EGEPOSTASI- Tınaztepe Hastaneleri'nin ve Borsa'da işlem gören TAPDİ Oksijen Özel Sağlık A.Ş.'nin Sahibi Mehmet Bektur, İzmir Büyükşehir Belediyesi'nin de ruhsatına itiraz edip iptali için dava açtığı tartışmalı inşaat projesi için Büyükşehir Belediyesi, ruhsatın usulsüz olduğunu tespit etmiş ve iptali için yürütmeyi durdurma talebiyle birlikte İdare Mahkemesi’nde dava açmıştı.
Kararla ilgili TMMOB Şehir Plancıları Odası İzmir Şubesi ve TMMOB Mimarlar Odası İzmir Şubesi yazılı açıklama yaptı. Açıklama, "Bu kentte rantın hüküm sürdüğü anlayış sona erene kadar mücadelemize devam edeceğiz!" dedi.
Açıklama şu şekilde;
Özelleştirme İdaresi Başkanlığının yaptığı imar planı değişikliği öncesinde Belediye Hizmet Alanı olarak Hazine mülkiyetinde bulunan Buca İlçesi, Tınaztepe Mahallesi, 624 Ada 8 Parsel; kamusal ihtiyaçlar için kullanılacakken önce imar planı değişikliği ile rantı artırılmış, ardından da satılmıştır.
Yapılan plan değişikliği ile E:2.40, 6 Kat yapılaşma koşullu “Ticaret” alanı olarak belirlenmiş sonrasında da Buca Belediyesi tarafından imar planına aykırı bir şekilde 15 kat yüksekliği esas alan ruhsat düzenlenmiştir. Yaşanan süreçte, 15 kat yüksekliğindeki ruhsat yetmemiş; imar planında kullanım kararı “Ticaret” olsa da projeye ilişkin mülk sahibi şirketin KAP bildirimlerinde, müteahhit şirketin proje satış ilanlarında projede imar planındaki kullanım kararına aykırı olarak 400’ü aşkın konutun yer aldığı ifade edilmiştir.
Gelinen noktada ise söz konusu parsele yönelik; düzenlenen ruhsatın imar planına aykırı olduğu ve dolayısıyla da ruhsatın iptal edilmesi gerekliliği konusundaki yazılı taleplerimiz, Buca Belediyesince dikkate alınmamış olup, İzmir Büyükşehir belediyesi tarafından, ruhsatın iptaline yönelik açılan davanın ilgili mahkemenin aldığı karar neticesinde yürütmeyi durdurma kararı ile sonuçlandığı geçtiğimiz günlerde basına yansımıştır.
Öncelikle Buca Belediyesi tarafından 2577 sayılı İdari Yargılama Usulü Kanunu gereğince hızlıca inşaatın durdurulması ve beraberinde yapı tatil zaptı gereğince inşaatın devam edip etmediğinin takip edilmesi gerektiğini, yalnızca yapı tatil zaptını düzenleyip devamında inşaatın sürmesi halinde de esas sorumluluğun müteahhit şirketle birlikte ilgili belediyede olduğunu hatırlatıyoruz.

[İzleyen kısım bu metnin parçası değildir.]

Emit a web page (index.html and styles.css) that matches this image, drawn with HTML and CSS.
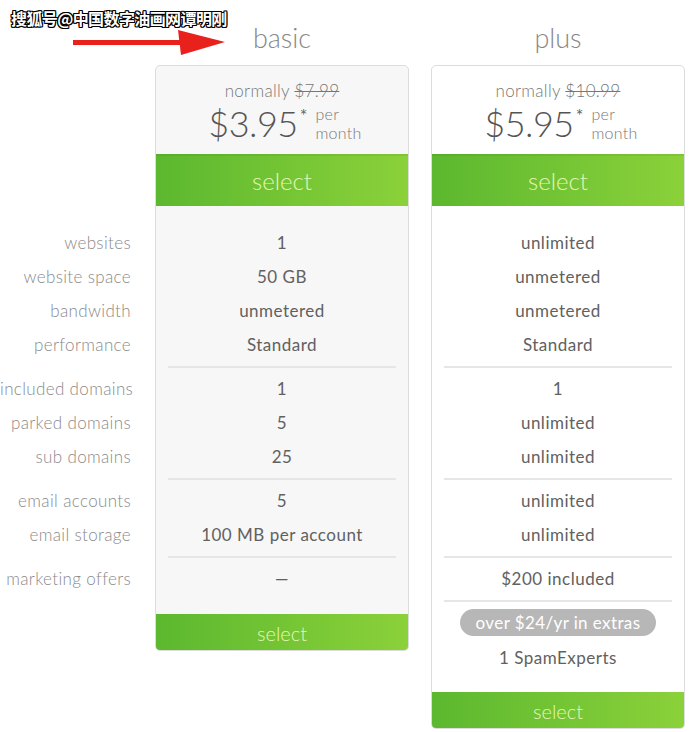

Bu konuda süreci takip ederek mevzuata ve mahkeme kararlarına aykırı bir tutum olması halinde sorumlular hakkında suç duyurusunda bulunacağımızı bir kez daha deklare ediyoruz.
Söz konusu inşaatın durdurulması bizler için yeterli değildir!
İzmir’in tarihinde; kaçak olarak inşa edilmiş, daha sonraki idari işlemlerle de aklanmış binalar ve çukurlar meşhurdur. Meslek odaları olarak, usule aykırı yapılan işlemlerden ve yapılan bu usulsüz işlemlerin hesabını sormayan yerel yöneticilerden usandık.
İdarelerin arkasına sığındığı, geçmiş dönemlerde yapılmış usule aykırı iş ve işlemlere yönelik adım atmama çabasının hiçbir yasal dayanağı bulunmamaktadır. Aksine, usule aykırı devam eden inşaatların yaratacağı kamu zararında bu tutumun da doğrudan payı bulunmaktadır.
Söz konusu parsele ilişkin atılan tüm adımları takip ettiğimiz bilinmelidir. Bu parselde ve benzeri projelerde, imar planlarına ve kanunlara aykırı olarak hazırlanan her türlü iş ve işlemin meşrulaştırılmasını sağlamak adına; imar planı, imar planı değişikliği, plan notu değişikliği, meclis kararı gibi alınabilecek herhangi bir kararın rant amaçlı olduğunu ve karşısında duracağımızı şimdiden beyan ediyoruz.
Bu kentte rantın hüküm sürdüğü anlayış sona erene kadar mücadelemize devam edeceğiz!"